1-falésia D’AVAL-externa-dia                                                              

RUIVA, uma mulher de 30 e poucos anos, nua, de pele translúcida, está na beira da falésia. O vento sopra forte, sacode seu cabelo e ouriça sua pele. Ruiva abre os braços. Detalhe das costas dela com hematomas e escoriações.

2-l'AIGUILLE-externa-dia                                                       

PONTO DE VISTA da RUIVA               Rápida e vertiginosa a câmera desce e faz um looping, rente aos granitos da falésia. Atinge a praia, volta e sobe.

VOLTAMOS A RUIVA.

Ela inclina o corpo para frente. Não vemos seu rosto.Notamos o colo escoriado. DETALHE de um pássaro que faz vôo rasante no céu nublado. A câmera volta e pára onde estava Ruiva. Não há mais ninguém. Apenas uma corrente de ouro com um pingente no formato de um brasão.

FADE IN

3-ARCO DE MANNEPORT-EXTERNA-DIA

FADE OUT

Som cortante funde com a música Insensatez na voz de João Gilberto.

Um corpo feminino parecido com o de Ruiva  flutua no mar, embaixo do arco.

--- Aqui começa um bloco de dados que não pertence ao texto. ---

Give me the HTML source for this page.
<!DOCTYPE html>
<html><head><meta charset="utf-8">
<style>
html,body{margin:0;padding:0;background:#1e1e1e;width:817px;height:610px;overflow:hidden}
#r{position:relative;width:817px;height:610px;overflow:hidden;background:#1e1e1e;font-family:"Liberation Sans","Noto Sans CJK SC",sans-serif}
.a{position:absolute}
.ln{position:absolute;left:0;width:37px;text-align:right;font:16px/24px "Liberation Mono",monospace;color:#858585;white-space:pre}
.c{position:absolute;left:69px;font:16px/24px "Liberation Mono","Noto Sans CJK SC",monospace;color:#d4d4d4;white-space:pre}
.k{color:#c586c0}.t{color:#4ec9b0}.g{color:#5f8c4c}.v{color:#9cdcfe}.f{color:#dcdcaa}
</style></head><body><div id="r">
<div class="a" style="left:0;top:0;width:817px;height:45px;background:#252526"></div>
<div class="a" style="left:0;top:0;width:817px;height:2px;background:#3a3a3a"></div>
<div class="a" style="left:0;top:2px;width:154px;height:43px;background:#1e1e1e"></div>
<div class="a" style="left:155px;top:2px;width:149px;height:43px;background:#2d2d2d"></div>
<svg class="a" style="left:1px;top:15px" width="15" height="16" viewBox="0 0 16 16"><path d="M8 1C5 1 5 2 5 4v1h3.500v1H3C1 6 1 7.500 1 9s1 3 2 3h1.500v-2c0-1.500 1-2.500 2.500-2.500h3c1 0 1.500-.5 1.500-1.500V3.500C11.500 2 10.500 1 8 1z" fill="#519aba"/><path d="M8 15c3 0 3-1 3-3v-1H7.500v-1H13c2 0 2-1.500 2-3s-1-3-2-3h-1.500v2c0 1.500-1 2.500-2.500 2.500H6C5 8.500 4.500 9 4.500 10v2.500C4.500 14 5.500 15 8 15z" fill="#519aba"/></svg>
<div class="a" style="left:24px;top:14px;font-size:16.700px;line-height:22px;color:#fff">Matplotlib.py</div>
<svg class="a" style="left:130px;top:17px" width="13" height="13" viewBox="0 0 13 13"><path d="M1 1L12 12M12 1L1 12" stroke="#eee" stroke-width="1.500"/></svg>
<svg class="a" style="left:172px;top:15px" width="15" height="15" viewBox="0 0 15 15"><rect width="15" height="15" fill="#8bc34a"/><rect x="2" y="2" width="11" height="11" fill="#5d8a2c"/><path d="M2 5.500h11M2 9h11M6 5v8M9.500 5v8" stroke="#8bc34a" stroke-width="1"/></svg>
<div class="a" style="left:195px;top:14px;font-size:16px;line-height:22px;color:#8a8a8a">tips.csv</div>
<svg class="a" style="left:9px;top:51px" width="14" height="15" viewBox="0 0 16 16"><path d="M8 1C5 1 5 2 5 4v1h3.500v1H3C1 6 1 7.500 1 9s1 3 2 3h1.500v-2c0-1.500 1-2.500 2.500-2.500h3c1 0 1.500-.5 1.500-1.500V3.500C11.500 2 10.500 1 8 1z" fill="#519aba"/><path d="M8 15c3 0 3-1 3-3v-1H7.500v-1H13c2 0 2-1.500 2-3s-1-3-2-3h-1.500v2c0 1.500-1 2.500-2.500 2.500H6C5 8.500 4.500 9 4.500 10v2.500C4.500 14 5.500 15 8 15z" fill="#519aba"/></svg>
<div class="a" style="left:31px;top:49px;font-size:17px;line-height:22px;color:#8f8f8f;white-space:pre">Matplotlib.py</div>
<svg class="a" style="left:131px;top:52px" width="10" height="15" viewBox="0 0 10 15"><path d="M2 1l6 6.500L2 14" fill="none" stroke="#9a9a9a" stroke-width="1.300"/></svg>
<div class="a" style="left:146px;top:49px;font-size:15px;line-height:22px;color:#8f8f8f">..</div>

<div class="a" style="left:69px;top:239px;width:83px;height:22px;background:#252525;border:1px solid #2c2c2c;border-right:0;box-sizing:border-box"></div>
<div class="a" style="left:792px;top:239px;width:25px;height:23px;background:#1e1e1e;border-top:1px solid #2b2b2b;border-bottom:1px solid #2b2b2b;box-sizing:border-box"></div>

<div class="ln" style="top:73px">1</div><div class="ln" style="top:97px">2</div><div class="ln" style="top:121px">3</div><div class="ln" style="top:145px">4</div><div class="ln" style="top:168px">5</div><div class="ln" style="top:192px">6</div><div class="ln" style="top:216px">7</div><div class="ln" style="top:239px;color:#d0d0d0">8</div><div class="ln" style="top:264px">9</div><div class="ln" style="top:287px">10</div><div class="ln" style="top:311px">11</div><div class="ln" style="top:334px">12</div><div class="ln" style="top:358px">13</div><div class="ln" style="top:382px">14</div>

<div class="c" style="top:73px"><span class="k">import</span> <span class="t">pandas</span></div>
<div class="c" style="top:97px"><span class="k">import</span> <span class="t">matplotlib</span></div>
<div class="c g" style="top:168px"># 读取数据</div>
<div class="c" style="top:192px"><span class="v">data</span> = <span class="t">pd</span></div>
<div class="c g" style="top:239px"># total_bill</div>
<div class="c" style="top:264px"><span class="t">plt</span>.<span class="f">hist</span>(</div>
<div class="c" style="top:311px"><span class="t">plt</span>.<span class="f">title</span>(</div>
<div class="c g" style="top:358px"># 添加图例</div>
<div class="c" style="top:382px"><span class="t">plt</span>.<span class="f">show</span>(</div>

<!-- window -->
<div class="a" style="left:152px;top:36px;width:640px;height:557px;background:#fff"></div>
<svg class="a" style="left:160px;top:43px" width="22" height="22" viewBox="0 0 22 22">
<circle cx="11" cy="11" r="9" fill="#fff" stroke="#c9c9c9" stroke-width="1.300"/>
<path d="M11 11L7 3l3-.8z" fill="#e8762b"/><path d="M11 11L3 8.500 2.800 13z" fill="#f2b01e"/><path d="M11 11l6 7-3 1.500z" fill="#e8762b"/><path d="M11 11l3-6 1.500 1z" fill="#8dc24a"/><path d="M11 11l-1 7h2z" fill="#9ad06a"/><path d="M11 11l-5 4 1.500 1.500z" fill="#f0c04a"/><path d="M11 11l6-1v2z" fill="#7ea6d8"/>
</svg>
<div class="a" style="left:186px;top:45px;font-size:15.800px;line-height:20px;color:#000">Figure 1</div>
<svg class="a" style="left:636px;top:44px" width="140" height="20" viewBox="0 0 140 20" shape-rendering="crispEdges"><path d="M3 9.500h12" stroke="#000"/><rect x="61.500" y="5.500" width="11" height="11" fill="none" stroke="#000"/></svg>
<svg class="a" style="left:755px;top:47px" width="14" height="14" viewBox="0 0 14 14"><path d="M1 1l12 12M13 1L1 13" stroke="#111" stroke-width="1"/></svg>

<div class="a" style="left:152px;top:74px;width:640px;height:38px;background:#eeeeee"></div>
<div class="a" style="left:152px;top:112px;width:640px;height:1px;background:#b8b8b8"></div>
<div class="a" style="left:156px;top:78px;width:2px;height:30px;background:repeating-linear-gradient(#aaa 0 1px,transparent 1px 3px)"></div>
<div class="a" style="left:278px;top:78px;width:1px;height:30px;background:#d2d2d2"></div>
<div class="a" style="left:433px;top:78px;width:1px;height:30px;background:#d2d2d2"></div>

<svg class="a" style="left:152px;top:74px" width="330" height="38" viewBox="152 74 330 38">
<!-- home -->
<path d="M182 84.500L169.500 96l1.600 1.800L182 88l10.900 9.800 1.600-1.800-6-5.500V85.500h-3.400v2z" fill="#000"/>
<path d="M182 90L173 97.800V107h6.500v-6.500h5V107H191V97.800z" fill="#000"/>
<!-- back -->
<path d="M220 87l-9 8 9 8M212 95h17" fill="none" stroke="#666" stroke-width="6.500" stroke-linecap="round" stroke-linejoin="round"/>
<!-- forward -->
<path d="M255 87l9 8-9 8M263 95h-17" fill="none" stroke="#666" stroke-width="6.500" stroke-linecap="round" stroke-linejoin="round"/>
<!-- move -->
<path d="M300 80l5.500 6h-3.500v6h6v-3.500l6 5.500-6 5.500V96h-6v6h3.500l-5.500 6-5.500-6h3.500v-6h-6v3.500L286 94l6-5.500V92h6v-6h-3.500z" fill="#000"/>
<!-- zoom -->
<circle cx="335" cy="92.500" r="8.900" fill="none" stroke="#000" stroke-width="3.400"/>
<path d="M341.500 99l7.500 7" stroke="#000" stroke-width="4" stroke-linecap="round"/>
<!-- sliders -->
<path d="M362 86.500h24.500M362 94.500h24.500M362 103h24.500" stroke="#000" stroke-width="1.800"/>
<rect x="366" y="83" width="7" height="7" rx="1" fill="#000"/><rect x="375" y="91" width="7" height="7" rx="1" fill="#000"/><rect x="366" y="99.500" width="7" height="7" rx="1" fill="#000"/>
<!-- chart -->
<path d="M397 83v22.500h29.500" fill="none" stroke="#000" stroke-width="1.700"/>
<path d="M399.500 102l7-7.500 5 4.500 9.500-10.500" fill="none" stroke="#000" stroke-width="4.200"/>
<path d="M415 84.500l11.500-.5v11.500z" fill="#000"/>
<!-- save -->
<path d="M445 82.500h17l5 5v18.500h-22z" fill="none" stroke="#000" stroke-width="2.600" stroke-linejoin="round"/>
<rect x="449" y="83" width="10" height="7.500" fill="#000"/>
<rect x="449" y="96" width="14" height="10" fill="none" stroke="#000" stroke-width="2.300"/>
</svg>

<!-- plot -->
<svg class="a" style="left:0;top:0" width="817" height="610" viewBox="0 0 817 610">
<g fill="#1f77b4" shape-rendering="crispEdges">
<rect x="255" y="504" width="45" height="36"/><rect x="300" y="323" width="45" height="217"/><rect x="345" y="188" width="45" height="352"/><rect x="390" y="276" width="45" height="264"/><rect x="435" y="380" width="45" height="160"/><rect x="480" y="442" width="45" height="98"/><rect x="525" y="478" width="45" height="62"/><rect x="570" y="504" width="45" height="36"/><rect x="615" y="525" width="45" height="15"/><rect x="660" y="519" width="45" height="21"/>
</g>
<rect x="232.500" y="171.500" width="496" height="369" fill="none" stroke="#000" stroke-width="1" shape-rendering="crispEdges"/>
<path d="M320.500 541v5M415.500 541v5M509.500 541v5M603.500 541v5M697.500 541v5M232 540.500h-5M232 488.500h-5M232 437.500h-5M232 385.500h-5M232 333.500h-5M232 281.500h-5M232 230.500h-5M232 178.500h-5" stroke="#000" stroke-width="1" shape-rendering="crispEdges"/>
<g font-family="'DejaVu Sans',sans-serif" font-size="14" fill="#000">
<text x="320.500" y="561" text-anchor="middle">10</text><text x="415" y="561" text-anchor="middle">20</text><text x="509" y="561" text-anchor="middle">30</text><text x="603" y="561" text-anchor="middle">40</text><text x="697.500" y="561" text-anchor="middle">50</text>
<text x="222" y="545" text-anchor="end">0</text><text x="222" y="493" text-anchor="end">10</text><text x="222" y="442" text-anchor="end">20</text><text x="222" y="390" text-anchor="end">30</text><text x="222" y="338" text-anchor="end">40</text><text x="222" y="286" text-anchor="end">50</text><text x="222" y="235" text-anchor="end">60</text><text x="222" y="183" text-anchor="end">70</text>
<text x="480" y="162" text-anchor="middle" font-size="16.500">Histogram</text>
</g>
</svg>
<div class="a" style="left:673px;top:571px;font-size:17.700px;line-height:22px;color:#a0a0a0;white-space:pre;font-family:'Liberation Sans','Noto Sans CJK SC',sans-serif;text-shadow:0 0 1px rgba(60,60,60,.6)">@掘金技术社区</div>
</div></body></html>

4- PRAIA/ETRETAT- externa- dia

Espumas das ondas do mar cobrem e descobrem pés brancos e delicados. Um corpo nu, feminino, em decúbito dorsal, está estendido nas pedras da praia. As costas têm escoriações e hematomas iguais aos de Ruiva, mas os cabelos da morta são oxigenados. Aos poucos, alguns nativos se aproximam do corpo.